- _Data provided_
>>>>>

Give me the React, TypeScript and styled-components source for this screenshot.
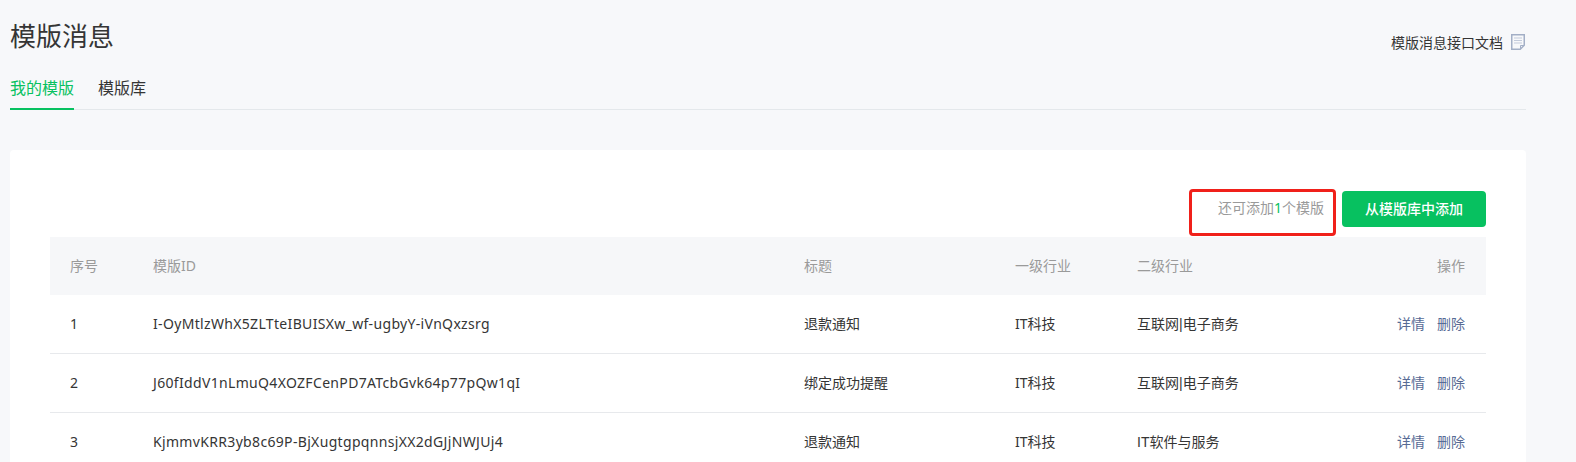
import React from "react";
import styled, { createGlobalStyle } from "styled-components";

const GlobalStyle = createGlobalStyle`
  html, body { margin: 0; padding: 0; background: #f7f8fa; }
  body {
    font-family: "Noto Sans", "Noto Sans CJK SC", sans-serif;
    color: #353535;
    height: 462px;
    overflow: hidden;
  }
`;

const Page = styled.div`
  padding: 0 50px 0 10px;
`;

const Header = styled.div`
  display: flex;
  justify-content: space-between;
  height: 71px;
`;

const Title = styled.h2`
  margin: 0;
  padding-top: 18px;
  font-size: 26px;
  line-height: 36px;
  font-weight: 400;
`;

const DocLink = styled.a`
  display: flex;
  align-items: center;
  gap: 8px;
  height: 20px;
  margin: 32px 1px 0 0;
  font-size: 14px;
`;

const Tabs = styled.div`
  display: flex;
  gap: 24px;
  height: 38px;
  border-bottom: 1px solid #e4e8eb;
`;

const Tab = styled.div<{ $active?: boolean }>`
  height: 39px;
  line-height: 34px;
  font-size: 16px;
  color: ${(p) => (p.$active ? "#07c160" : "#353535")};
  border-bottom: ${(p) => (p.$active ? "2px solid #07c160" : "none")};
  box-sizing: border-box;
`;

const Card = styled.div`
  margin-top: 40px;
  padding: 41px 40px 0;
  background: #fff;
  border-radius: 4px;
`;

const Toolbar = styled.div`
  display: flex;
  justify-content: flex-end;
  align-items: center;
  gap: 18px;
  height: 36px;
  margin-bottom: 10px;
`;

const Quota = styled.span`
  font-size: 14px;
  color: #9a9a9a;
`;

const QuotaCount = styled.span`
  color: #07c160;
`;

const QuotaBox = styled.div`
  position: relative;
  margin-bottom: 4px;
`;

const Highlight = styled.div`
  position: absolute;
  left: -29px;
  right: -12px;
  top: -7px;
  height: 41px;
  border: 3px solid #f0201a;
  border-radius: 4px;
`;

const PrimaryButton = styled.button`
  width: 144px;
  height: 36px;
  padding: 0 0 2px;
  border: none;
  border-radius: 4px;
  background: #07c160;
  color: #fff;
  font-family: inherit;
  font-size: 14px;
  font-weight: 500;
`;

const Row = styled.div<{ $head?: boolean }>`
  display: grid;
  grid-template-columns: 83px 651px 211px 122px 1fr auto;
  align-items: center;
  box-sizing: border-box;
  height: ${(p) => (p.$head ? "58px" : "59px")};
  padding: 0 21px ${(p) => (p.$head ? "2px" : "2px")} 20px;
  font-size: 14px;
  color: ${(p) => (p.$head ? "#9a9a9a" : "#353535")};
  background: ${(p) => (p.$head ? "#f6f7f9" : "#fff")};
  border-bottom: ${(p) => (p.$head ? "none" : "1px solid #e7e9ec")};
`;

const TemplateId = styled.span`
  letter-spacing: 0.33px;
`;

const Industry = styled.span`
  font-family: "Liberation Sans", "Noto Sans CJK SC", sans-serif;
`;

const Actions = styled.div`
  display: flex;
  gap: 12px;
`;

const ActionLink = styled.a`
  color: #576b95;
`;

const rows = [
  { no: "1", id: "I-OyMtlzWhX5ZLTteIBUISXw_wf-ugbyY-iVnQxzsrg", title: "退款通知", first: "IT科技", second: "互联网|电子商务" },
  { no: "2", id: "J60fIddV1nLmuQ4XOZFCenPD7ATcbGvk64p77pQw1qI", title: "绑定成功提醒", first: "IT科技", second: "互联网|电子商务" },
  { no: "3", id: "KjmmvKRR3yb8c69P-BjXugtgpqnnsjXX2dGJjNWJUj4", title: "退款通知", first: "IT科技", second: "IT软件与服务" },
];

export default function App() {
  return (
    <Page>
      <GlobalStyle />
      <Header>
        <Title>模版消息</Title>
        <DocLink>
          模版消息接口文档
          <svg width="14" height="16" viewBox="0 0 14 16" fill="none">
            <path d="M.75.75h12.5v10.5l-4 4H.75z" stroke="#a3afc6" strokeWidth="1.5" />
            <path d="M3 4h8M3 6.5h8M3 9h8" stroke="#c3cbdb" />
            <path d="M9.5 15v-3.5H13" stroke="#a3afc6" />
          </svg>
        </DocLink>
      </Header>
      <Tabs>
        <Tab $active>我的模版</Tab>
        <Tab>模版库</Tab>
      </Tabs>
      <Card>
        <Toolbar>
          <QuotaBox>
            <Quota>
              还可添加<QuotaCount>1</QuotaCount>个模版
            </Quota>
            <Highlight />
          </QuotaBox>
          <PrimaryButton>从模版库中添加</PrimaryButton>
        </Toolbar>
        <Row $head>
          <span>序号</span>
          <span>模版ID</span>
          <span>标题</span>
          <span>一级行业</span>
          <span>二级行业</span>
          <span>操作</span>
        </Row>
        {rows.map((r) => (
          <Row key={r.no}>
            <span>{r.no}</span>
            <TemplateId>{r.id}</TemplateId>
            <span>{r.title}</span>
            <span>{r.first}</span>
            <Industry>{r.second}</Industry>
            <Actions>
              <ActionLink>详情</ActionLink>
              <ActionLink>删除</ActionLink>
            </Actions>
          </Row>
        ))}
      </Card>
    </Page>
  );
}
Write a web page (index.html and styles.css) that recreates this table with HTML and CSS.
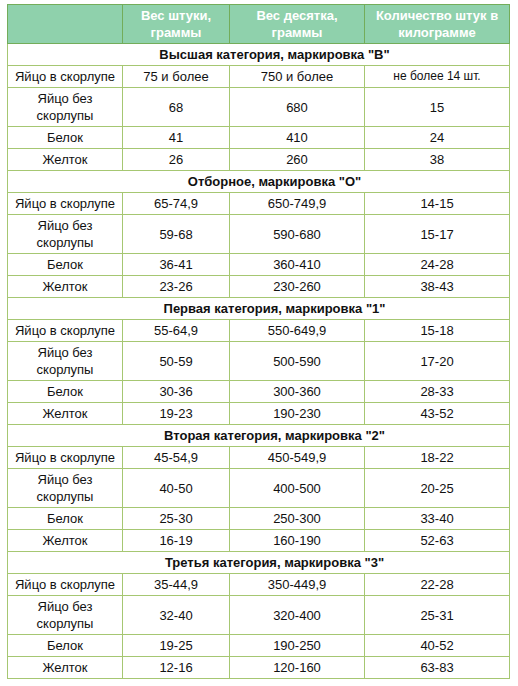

<<<<<

- _What this task involves_
Quote every record above exactly, omitting any pictures they contain.

- _Task output_
Give me the React, TypeScript and styled-components source for this screenshot.
import React from "react";
import styled, { createGlobalStyle } from "styled-components";

const GlobalStyle = createGlobalStyle`
  html, body { margin: 0; padding: 0; background: #f7f8fa; }
  body {
    font-family: "Noto Sans", "Noto Sans CJK SC", sans-serif;
    color: #353535;
    height: 462px;
    overflow: hidden;
  }
`;

const Page = styled.div`
  padding: 0 50px 0 10px;
`;

const Header = styled.div`
  display: flex;
  justify-content: space-between;
  height: 71px;
`;

const Title = styled.h2`
  margin: 0;
  padding-top: 18px;
  font-size: 26px;
  line-height: 36px;
  font-weight: 400;
`;

const DocLink = styled.a`
  display: flex;
  align-items: center;
  gap: 8px;
  height: 20px;
  margin: 32px 1px 0 0;
  font-size: 14px;
`;

const Tabs = styled.div`
  display: flex;
  gap: 24px;
  height: 38px;
  border-bottom: 1px solid #e4e8eb;
`;

const Tab = styled.div<{ $active?: boolean }>`
  height: 39px;
  line-height: 34px;
  font-size: 16px;
  color: ${(p) => (p.$active ? "#07c160" : "#353535")};
  border-bottom: ${(p) => (p.$active ? "2px solid #07c160" : "none")};
  box-sizing: border-box;
`;

const Card = styled.div`
  margin-top: 40px;
  padding: 41px 40px 0;
  background: #fff;
  border-radius: 4px;
`;

const Toolbar = styled.div`
  display: flex;
  justify-content: flex-end;
  align-items: center;
  gap: 18px;
  height: 36px;
  margin-bottom: 10px;
`;

const Quota = styled.span`
  font-size: 14px;
  color: #9a9a9a;
`;

const QuotaCount = styled.span`
  color: #07c160;
`;

const QuotaBox = styled.div`
  position: relative;
  margin-bottom: 4px;
`;

const Highlight = styled.div`
  position: absolute;
  left: -29px;
  right: -12px;
  top: -7px;
  height: 41px;
  border: 3px solid #f0201a;
  border-radius: 4px;
`;

const PrimaryButton = styled.button`
  width: 144px;
  height: 36px;
  padding: 0 0 2px;
  border: none;
  border-radius: 4px;
  background: #07c160;
  color: #fff;
  font-family: inherit;
  font-size: 14px;
  font-weight: 500;
`;

const Row = styled.div<{ $head?: boolean }>`
  display: grid;
  grid-template-columns: 83px 651px 211px 122px 1fr auto;
  align-items: center;
  box-sizing: border-box;
  height: ${(p) => (p.$head ? "58px" : "59px")};
  padding: 0 21px ${(p) => (p.$head ? "2px" : "2px")} 20px;
  font-size: 14px;
  color: ${(p) => (p.$head ? "#9a9a9a" : "#353535")};
  background: ${(p) => (p.$head ? "#f6f7f9" : "#fff")};
  border-bottom: ${(p) => (p.$head ? "none" : "1px solid #e7e9ec")};
`;

const TemplateId = styled.span`
  letter-spacing: 0.33px;
`;

const Industry = styled.span`
  font-family: "Liberation Sans", "Noto Sans CJK SC", sans-serif;
`;

const Actions = styled.div`
  display: flex;
  gap: 12px;
`;

const ActionLink = styled.a`
  color: #576b95;
`;

const rows = [
  { no: "1", id: "I-OyMtlzWhX5ZLTteIBUISXw_wf-ugbyY-iVnQxzsrg", title: "退款通知", first: "IT科技", second: "互联网|电子商务" },
  { no: "2", id: "J60fIddV1nLmuQ4XOZFCenPD7ATcbGvk64p77pQw1qI", title: "绑定成功提醒", first: "IT科技", second: "互联网|电子商务" },
  { no: "3", id: "KjmmvKRR3yb8c69P-BjXugtgpqnnsjXX2dGJjNWJUj4", title: "退款通知", first: "IT科技", second: "IT软件与服务" },
];

export default function App() {
  return (
    <Page>
      <GlobalStyle />
      <Header>
        <Title>模版消息</Title>
        <DocLink>
          模版消息接口文档
          <svg width="14" height="16" viewBox="0 0 14 16" fill="none">
            <path d="M.75.75h12.5v10.5l-4 4H.75z" stroke="#a3afc6" strokeWidth="1.5" />
            <path d="M3 4h8M3 6.5h8M3 9h8" stroke="#c3cbdb" />
            <path d="M9.5 15v-3.5H13" stroke="#a3afc6" />
          </svg>
        </DocLink>
      </Header>
      <Tabs>
        <Tab $active>我的模版</Tab>
        <Tab>模版库</Tab>
      </Tabs>
      <Card>
        <Toolbar>
          <QuotaBox>
            <Quota>
              还可添加<QuotaCount>1</QuotaCount>个模版
            </Quota>
            <Highlight />
          </QuotaBox>
          <PrimaryButton>从模版库中添加</PrimaryButton>
        </Toolbar>
        <Row $head>
          <span>序号</span>
          <span>模版ID</span>
          <span>标题</span>
          <span>一级行业</span>
          <span>二级行业</span>
          <span>操作</span>
        </Row>
        {rows.map((r) => (
          <Row key={r.no}>
            <span>{r.no}</span>
            <TemplateId>{r.id}</TemplateId>
            <span>{r.title}</span>
            <span>{r.first}</span>
            <Industry>{r.second}</Industry>
            <Actions>
              <ActionLink>详情</ActionLink>
              <ActionLink>删除</ActionLink>
            </Actions>
          </Row>
        ))}
      </Card>
    </Page>
  );
}
Write a web page (index.html and styles.css) that recreates this table with HTML and CSS.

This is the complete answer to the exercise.